Со стороны генического перевоза Арабатская стрелка на глаза Ваши покажется не более-не менее как куском песчаной косы. На этом-то куске, сначала плоском, а дальше взволнованном буграми, кроме желтоватого с белым отливом песка да вверху синего неба, больше ничего не видно. Вправо от стрелки и перевоза, над голубоватым и скоро теряющимся из глаз протоком Сиваша, далеко, то возвышаясь, то понижаясь, тянется возвышенность, склоняющаяся к берегу и всё собой заслоняющая, как бы рама картины, в которой ничего еще не представляется. За этой-то рамой, за пустынными её песками и буграми, по другой стороне пролива таится и большая часть озёр Сиваша, и известная Тонкая (лучшее соляное озеро), и Верменск, и всё, что пока останется для Вас, читатель, terra incognita.

Влево от генического перевоза — та же пустота и даль, исчезающие в синеющем морском тумане. Кроме белых чаек, купающихся в синеве и в полёте своём описывающих воздушные параболы или падающих косвенными стрелами вниз и потом плавно вылетающих вверх, да кроме морской пены, серебристыми узорами и склалками покрывающей плоские берега залива, больше ничего не видно среди подупрозрачного тумана вдали и темно-синего неба вверху.

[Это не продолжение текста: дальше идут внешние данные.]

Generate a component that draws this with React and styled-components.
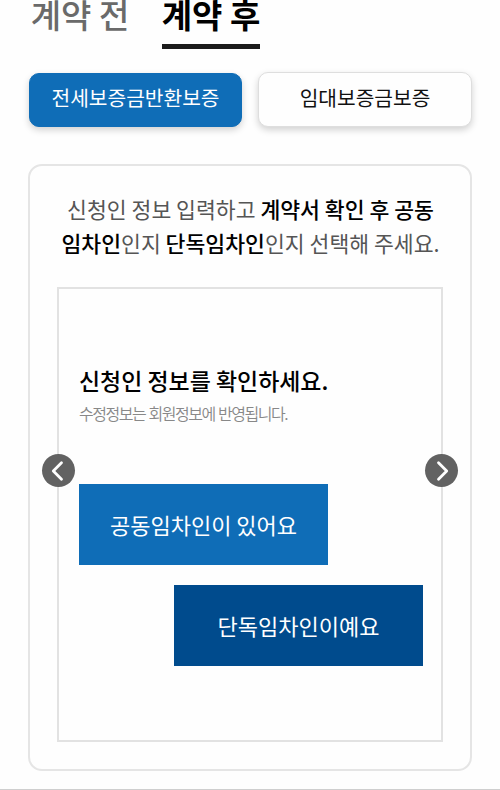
import React from "react";
import styled, { createGlobalStyle } from "styled-components";

const GlobalStyle = createGlobalStyle`
  * { box-sizing: border-box; }
  html, body { margin: 0; padding: 0; background: #fefefe; }
  body { overflow: hidden; }
  button { font: inherit; margin: 0; cursor: pointer; }
`;

const Page = styled.main`
  width: 500px;
  height: 790px;
  display: flex;
  flex-direction: column;
  background: #fefefe;
  border-bottom: 1px solid #cfcfcf;
  font-family: "Noto Sans CJK KR", "Noto Sans", sans-serif;
  white-space: nowrap;
`;

const Tabs = styled.nav`
  display: flex;
  gap: 33px;
  height: 49px;
  padding-left: 31px;
`;

const Tab = styled.button`
  width: 98px;
  height: 49px;
  padding: 0 0 16px;
  display: flex;
  justify-content: center;
  align-items: center;
  border: 0;
  border-bottom: 5px solid ${(p) => (p.$active ? "#1b1b1b" : "transparent")};
  background: none;
  color: ${(p) => (p.$active ? "#000" : "#6a6a6a")};
  && {
    font-size: 33px;
    font-weight: ${(p) => (p.$active ? 700 : 500)};
    line-height: 28px;
  }
`;

const Options = styled.div`
  display: grid;
  grid-template-columns: 213px 214px;
  gap: 16px;
  margin: 23px 0 0 29px;
`;

const Option = styled.button`
  height: ${(p) => (p.$selected ? "54px" : "55px")};
  margin-top: ${(p) => (p.$selected ? "1px" : "0")};
  padding: 0 0 ${(p) => (p.$selected ? "6px" : "5px")};
  border: 1px solid ${(p) => (p.$selected ? "#0f6db7" : "#dedede")};
  border-radius: 10px;
  background: ${(p) => (p.$selected ? "#0f6db7" : "#fefefe")};
  color: ${(p) => (p.$selected ? "#fff" : "#111")};
  box-shadow: 0 3px 7px rgba(0, 0, 0, 0.18);
  && {
    font-size: 20.3px;
    line-height: 30px;
  }
`;

const Card = styled.section`
  width: 444px;
  height: 607px;
  margin: 37px 0 0 28px;
  padding: 26px 27px 0;
  display: flex;
  flex-direction: column;
  align-items: center;
  border: 2px solid #e5e5e5;
  border-radius: 14px;
`;

const Guide = styled.p`
  margin: 0;
  padding-left: 1px;
  color: #555;
  font-size: 21.6px;
  line-height: 33.5px;
  text-align: center;

  strong {
    color: #000;
    font-weight: 500;
  }
`;

const Slide = styled.div`
  position: relative;
  width: 386px;
  height: 455px;
  margin-top: 28px;
  padding: 74px 18px 0 20px;
  display: flex;
  flex-direction: column;
  border: 2px solid #e2e2e2;
`;

const Title = styled.h2`
  margin: 0;
  color: #000;
  font-size: 22.95px;
  font-weight: 500;
  line-height: 35px;
`;

const Note = styled.p`
  margin: 2px 0 0;
  color: #888;
  font-size: 16px;
  font-weight: 350;
  line-height: 26px;
  letter-spacing: -1.45px;
  word-spacing: 1px;
`;

const Choices = styled.div`
  display: flex;
  flex-direction: column;
  gap: 20px;
  margin-top: 58px;
`;

const Choice = styled.button`
  width: 249px;
  height: 81px;
  padding: 0 0 2px;
  align-self: ${(p) => (p.$alone ? "flex-end" : "flex-start")};
  border: 0;
  background: ${(p) => (p.$alone ? "#004b8d" : "#0f6db7")};
  color: #fff;
  && {
    font-size: 22px;
    font-weight: 400;
  }
`;

const Arrow = styled.button`
  position: absolute;
  top: 165px;
  ${(p) => (p.$side === "left" ? "left: -17px;" : "right: -17px;")}
  width: 33px;
  height: 33px;
  padding: 0;
  border: 0;
  border-radius: 50%;
  background: #626262;

  svg {
    display: block;
  }
`;

function Chevron({ d }) {
  return (
    <svg width="33" height="33" viewBox="0 0 33 33" fill="none" stroke="#fff" strokeWidth="2.8" strokeLinecap="round" strokeLinejoin="round">
      <path d={d} />
    </svg>
  );
}

export default function App() {
  return (
    <>
      <GlobalStyle />
      <Page>
        <Tabs>
          <Tab>계약 전</Tab>
          <Tab $active>계약 후</Tab>
        </Tabs>
        <Options>
          <Option $selected>전세보증금반환보증</Option>
          <Option>임대보증금보증</Option>
        </Options>
        <Card>
          <Guide>
            신청인 정보 입력하고 <strong>계약서 확인 후 공동</strong>
            <br />
            <strong>임차인</strong>인지 <strong>단독임차인</strong>인지 선택해 주세요.
          </Guide>
          <Slide>
            <Title>신청인 정보를 확인하세요.</Title>
            <Note>수정정보는 회원정보에 반영됩니다.</Note>
            <Choices>
              <Choice>공동임차인이 있어요</Choice>
              <Choice $alone>단독임차인이예요</Choice>
            </Choices>
            <Arrow $side="left" aria-label="이전">
              <Chevron d="M19.5 8.7L11.3 17l8.2 8.3" />
            </Arrow>
            <Arrow $side="right" aria-label="다음">
              <Chevron d="M13.5 8.7L21.7 17l-8.2 8.3" />
            </Arrow>
          </Slide>
        </Card>
      </Page>
    </>
  );
}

Большая часть окрестностей Геническа скрыта за Арабатской стрелкой, на которую переправят Вас на плоту вместе с чумацкими возами, с татарскими арбами и верблюдами, и, вдобавок, под предводительством какого-нибудь харона, долгом считающего потешить всех остротами, часто резкими для уха. Между тем, крики гей! mnpy! чабе! стой! джа! гу! правей! гз! дей! держи! прочь! хур-хур! гой! у!..., раздающиеся отовсюду, перемешанные, разумеется, с бранью на всех областных 1 диалектах; и скрип возов, телег, арб, каруц; и рев, мычание, ржание всяких скотов Вас, совершенно оглушают.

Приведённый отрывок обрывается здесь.